**Provided material**:

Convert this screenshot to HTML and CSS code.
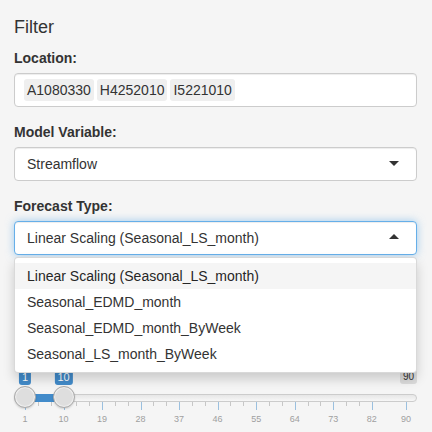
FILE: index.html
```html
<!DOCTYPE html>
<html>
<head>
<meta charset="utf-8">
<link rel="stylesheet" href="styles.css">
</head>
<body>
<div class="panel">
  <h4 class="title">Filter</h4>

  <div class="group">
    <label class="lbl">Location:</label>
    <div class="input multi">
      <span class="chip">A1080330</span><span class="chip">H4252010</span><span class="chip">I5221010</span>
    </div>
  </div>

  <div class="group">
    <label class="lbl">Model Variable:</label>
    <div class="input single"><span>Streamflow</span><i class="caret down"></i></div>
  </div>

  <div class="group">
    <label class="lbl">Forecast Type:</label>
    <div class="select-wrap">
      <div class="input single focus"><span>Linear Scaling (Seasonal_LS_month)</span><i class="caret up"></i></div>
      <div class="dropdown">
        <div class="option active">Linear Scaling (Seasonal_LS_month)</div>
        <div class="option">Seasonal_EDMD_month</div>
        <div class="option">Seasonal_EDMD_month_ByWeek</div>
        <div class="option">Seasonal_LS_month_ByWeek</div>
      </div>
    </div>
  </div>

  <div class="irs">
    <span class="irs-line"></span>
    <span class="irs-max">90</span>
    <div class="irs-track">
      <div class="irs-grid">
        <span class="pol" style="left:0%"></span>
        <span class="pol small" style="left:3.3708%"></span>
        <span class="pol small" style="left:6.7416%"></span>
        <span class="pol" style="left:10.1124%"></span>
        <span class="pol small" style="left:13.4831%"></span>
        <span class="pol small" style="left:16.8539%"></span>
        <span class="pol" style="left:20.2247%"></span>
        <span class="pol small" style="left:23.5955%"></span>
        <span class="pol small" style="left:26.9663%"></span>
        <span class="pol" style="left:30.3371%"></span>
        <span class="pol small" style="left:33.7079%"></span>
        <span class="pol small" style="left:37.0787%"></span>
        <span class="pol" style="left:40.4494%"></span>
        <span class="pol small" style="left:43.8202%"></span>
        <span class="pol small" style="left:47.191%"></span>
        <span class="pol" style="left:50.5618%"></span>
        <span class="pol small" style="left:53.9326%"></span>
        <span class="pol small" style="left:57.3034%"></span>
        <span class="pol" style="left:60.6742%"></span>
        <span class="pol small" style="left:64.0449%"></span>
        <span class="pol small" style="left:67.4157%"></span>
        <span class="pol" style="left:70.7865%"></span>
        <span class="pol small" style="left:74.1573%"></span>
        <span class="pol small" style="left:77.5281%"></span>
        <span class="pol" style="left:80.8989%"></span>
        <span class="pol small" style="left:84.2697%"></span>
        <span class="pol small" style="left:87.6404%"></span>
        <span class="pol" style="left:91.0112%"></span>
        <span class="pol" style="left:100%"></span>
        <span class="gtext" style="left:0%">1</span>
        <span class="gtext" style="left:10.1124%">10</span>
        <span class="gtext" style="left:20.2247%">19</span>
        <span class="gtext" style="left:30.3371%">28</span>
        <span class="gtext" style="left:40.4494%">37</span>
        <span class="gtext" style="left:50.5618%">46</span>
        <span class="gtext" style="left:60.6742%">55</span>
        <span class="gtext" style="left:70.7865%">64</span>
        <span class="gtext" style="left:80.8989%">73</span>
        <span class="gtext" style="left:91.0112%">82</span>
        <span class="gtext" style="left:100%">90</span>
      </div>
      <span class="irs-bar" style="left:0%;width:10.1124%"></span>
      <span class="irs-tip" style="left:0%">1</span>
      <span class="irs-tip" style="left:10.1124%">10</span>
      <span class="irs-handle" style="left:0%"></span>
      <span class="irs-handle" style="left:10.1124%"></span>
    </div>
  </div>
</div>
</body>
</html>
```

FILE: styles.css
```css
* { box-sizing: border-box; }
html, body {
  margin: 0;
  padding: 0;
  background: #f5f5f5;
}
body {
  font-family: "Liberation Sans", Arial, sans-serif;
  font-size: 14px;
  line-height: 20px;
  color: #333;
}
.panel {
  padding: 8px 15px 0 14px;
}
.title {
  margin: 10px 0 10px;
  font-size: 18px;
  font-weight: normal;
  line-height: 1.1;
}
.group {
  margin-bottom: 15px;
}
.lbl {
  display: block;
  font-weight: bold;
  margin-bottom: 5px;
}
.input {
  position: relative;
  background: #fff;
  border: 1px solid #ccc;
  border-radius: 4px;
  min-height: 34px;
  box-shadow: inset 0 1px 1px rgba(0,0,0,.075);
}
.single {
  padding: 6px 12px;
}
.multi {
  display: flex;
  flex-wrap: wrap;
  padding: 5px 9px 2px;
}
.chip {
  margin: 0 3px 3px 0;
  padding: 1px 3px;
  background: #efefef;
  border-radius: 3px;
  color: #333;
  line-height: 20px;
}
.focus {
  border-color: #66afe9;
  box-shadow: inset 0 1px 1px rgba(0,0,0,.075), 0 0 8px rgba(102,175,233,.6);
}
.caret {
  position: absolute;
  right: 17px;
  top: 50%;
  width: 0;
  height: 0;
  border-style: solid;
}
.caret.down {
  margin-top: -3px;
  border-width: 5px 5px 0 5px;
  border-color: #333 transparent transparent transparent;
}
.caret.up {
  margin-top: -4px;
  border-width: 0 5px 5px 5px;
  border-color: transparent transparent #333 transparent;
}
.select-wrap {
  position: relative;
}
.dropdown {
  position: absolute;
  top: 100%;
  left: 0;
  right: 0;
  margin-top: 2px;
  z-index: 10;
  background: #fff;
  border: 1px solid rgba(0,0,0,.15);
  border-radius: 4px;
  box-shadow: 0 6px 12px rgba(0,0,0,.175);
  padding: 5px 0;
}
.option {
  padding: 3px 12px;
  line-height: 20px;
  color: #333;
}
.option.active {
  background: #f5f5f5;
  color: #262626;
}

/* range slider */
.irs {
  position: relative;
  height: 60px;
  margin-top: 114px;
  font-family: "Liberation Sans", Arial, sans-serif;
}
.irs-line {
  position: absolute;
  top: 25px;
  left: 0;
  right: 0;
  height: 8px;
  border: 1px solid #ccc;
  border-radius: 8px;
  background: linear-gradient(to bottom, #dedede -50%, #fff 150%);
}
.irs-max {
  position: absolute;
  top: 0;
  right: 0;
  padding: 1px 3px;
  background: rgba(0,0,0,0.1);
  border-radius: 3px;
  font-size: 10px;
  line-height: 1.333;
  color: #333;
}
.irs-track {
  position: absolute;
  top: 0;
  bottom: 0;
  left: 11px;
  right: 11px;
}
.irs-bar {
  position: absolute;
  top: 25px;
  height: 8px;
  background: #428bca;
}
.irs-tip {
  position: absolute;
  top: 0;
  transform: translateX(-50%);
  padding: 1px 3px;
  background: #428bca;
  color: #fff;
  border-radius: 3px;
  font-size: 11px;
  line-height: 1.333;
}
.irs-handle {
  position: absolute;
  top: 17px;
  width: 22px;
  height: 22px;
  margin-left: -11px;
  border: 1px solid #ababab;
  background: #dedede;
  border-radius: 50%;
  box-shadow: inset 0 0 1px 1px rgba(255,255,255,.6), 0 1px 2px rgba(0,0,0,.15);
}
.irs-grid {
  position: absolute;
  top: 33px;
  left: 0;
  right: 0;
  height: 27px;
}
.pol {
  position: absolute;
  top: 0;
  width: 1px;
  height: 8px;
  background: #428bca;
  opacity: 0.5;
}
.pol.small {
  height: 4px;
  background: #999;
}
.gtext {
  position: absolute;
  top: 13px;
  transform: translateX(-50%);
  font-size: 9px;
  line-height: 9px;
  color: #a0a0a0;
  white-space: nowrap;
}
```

**Exercise instructions**: All the lines above are to be given again exactly as they read, with the pictures removed.

**Solution**:
Convert this screenshot to HTML and CSS code.
FILE: index.html
```html
<!DOCTYPE html>
<html>
<head>
<meta charset="utf-8">
<link rel="stylesheet" href="styles.css">
</head>
<body>
<div class="panel">
  <h4 class="title">Filter</h4>

  <div class="group">
    <label class="lbl">Location:</label>
    <div class="input multi">
      <span class="chip">A1080330</span><span class="chip">H4252010</span><span class="chip">I5221010</span>
    </div>
  </div>

  <div class="group">
    <label class="lbl">Model Variable:</label>
    <div class="input single"><span>Streamflow</span><i class="caret down"></i></div>
  </div>

  <div class="group">
    <label class="lbl">Forecast Type:</label>
    <div class="select-wrap">
      <div class="input single focus"><span>Linear Scaling (Seasonal_LS_month)</span><i class="caret up"></i></div>
      <div class="dropdown">
        <div class="option active">Linear Scaling (Seasonal_LS_month)</div>
        <div class="option">Seasonal_EDMD_month</div>
        <div class="option">Seasonal_EDMD_month_ByWeek</div>
        <div class="option">Seasonal_LS_month_ByWeek</div>
      </div>
    </div>
  </div>

  <div class="irs">
    <span class="irs-line"></span>
    <span class="irs-max">90</span>
    <div class="irs-track">
      <div class="irs-grid">
        <span class="pol" style="left:0%"></span>
        <span class="pol small" style="left:3.3708%"></span>
        <span class="pol small" style="left:6.7416%"></span>
        <span class="pol" style="left:10.1124%"></span>
        <span class="pol small" style="left:13.4831%"></span>
        <span class="pol small" style="left:16.8539%"></span>
        <span class="pol" style="left:20.2247%"></span>
        <span class="pol small" style="left:23.5955%"></span>
        <span class="pol small" style="left:26.9663%"></span>
        <span class="pol" style="left:30.3371%"></span>
        <span class="pol small" style="left:33.7079%"></span>
        <span class="pol small" style="left:37.0787%"></span>
        <span class="pol" style="left:40.4494%"></span>
        <span class="pol small" style="left:43.8202%"></span>
        <span class="pol small" style="left:47.191%"></span>
        <span class="pol" style="left:50.5618%"></span>
        <span class="pol small" style="left:53.9326%"></span>
        <span class="pol small" style="left:57.3034%"></span>
        <span class="pol" style="left:60.6742%"></span>
        <span class="pol small" style="left:64.0449%"></span>
        <span class="pol small" style="left:67.4157%"></span>
        <span class="pol" style="left:70.7865%"></span>
        <span class="pol small" style="left:74.1573%"></span>
        <span class="pol small" style="left:77.5281%"></span>
        <span class="pol" style="left:80.8989%"></span>
        <span class="pol small" style="left:84.2697%"></span>
        <span class="pol small" style="left:87.6404%"></span>
        <span class="pol" style="left:91.0112%"></span>
        <span class="pol" style="left:100%"></span>
        <span class="gtext" style="left:0%">1</span>
        <span class="gtext" style="left:10.1124%">10</span>
        <span class="gtext" style="left:20.2247%">19</span>
        <span class="gtext" style="left:30.3371%">28</span>
        <span class="gtext" style="left:40.4494%">37</span>
        <span class="gtext" style="left:50.5618%">46</span>
        <span class="gtext" style="left:60.6742%">55</span>
        <span class="gtext" style="left:70.7865%">64</span>
        <span class="gtext" style="left:80.8989%">73</span>
        <span class="gtext" style="left:91.0112%">82</span>
        <span class="gtext" style="left:100%">90</span>
      </div>
      <span class="irs-bar" style="left:0%;width:10.1124%"></span>
      <span class="irs-tip" style="left:0%">1</span>
      <span class="irs-tip" style="left:10.1124%">10</span>
      <span class="irs-handle" style="left:0%"></span>
      <span class="irs-handle" style="left:10.1124%"></span>
    </div>
  </div>
</div>
</body>
</html>
```

FILE: styles.css
```css
* { box-sizing: border-box; }
html, body {
  margin: 0;
  padding: 0;
  background: #f5f5f5;
}
body {
  font-family: "Liberation Sans", Arial, sans-serif;
  font-size: 14px;
  line-height: 20px;
  color: #333;
}
.panel {
  padding: 8px 15px 0 14px;
}
.title {
  margin: 10px 0 10px;
  font-size: 18px;
  font-weight: normal;
  line-height: 1.1;
}
.group {
  margin-bottom: 15px;
}
.lbl {
  display: block;
  font-weight: bold;
  margin-bottom: 5px;
}
.input {
  position: relative;
  background: #fff;
  border: 1px solid #ccc;
  border-radius: 4px;
  min-height: 34px;
  box-shadow: inset 0 1px 1px rgba(0,0,0,.075);
}
.single {
  padding: 6px 12px;
}
.multi {
  display: flex;
  flex-wrap: wrap;
  padding: 5px 9px 2px;
}
.chip {
  margin: 0 3px 3px 0;
  padding: 1px 3px;
  background: #efefef;
  border-radius: 3px;
  color: #333;
  line-height: 20px;
}
.focus {
  border-color: #66afe9;
  box-shadow: inset 0 1px 1px rgba(0,0,0,.075), 0 0 8px rgba(102,175,233,.6);
}
.caret {
  position: absolute;
  right: 17px;
  top: 50%;
  width: 0;
  height: 0;
  border-style: solid;
}
.caret.down {
  margin-top: -3px;
  border-width: 5px 5px 0 5px;
  border-color: #333 transparent transparent transparent;
}
.caret.up {
  margin-top: -4px;
  border-width: 0 5px 5px 5px;
  border-color: transparent transparent #333 transparent;
}
.select-wrap {
  position: relative;
}
.dropdown {
  position: absolute;
  top: 100%;
  left: 0;
  right: 0;
  margin-top: 2px;
  z-index: 10;
  background: #fff;
  border: 1px solid rgba(0,0,0,.15);
  border-radius: 4px;
  box-shadow: 0 6px 12px rgba(0,0,0,.175);
  padding: 5px 0;
}
.option {
  padding: 3px 12px;
  line-height: 20px;
  color: #333;
}
.option.active {
  background: #f5f5f5;
  color: #262626;
}

/* range slider */
.irs {
  position: relative;
  height: 60px;
  margin-top: 114px;
  font-family: "Liberation Sans", Arial, sans-serif;
}
.irs-line {
  position: absolute;
  top: 25px;
  left: 0;
  right: 0;
  height: 8px;
  border: 1px solid #ccc;
  border-radius: 8px;
  background: linear-gradient(to bottom, #dedede -50%, #fff 150%);
}
.irs-max {
  position: absolute;
  top: 0;
  right: 0;
  padding: 1px 3px;
  background: rgba(0,0,0,0.1);
  border-radius: 3px;
  font-size: 10px;
  line-height: 1.333;
  color: #333;
}
.irs-track {
  position: absolute;
  top: 0;
  bottom: 0;
  left: 11px;
  right: 11px;
}
.irs-bar {
  position: absolute;
  top: 25px;
  height: 8px;
  background: #428bca;
}
.irs-tip {
  position: absolute;
  top: 0;
  transform: translateX(-50%);
  padding: 1px 3px;
  background: #428bca;
  color: #fff;
  border-radius: 3px;
  font-size: 11px;
  line-height: 1.333;
}
.irs-handle {
  position: absolute;
  top: 17px;
  width: 22px;
  height: 22px;
  margin-left: -11px;
  border: 1px solid #ababab;
  background: #dedede;
  border-radius: 50%;
  box-shadow: inset 0 0 1px 1px rgba(255,255,255,.6), 0 1px 2px rgba(0,0,0,.15);
}
.irs-grid {
  position: absolute;
  top: 33px;
  left: 0;
  right: 0;
  height: 27px;
}
.pol {
  position: absolute;
  top: 0;
  width: 1px;
  height: 8px;
  background: #428bca;
  opacity: 0.5;
}
.pol.small {
  height: 4px;
  background: #999;
}
.gtext {
  position: absolute;
  top: 13px;
  transform: translateX(-50%);
  font-size: 9px;
  line-height: 9px;
  color: #a0a0a0;
  white-space: nowrap;
}
```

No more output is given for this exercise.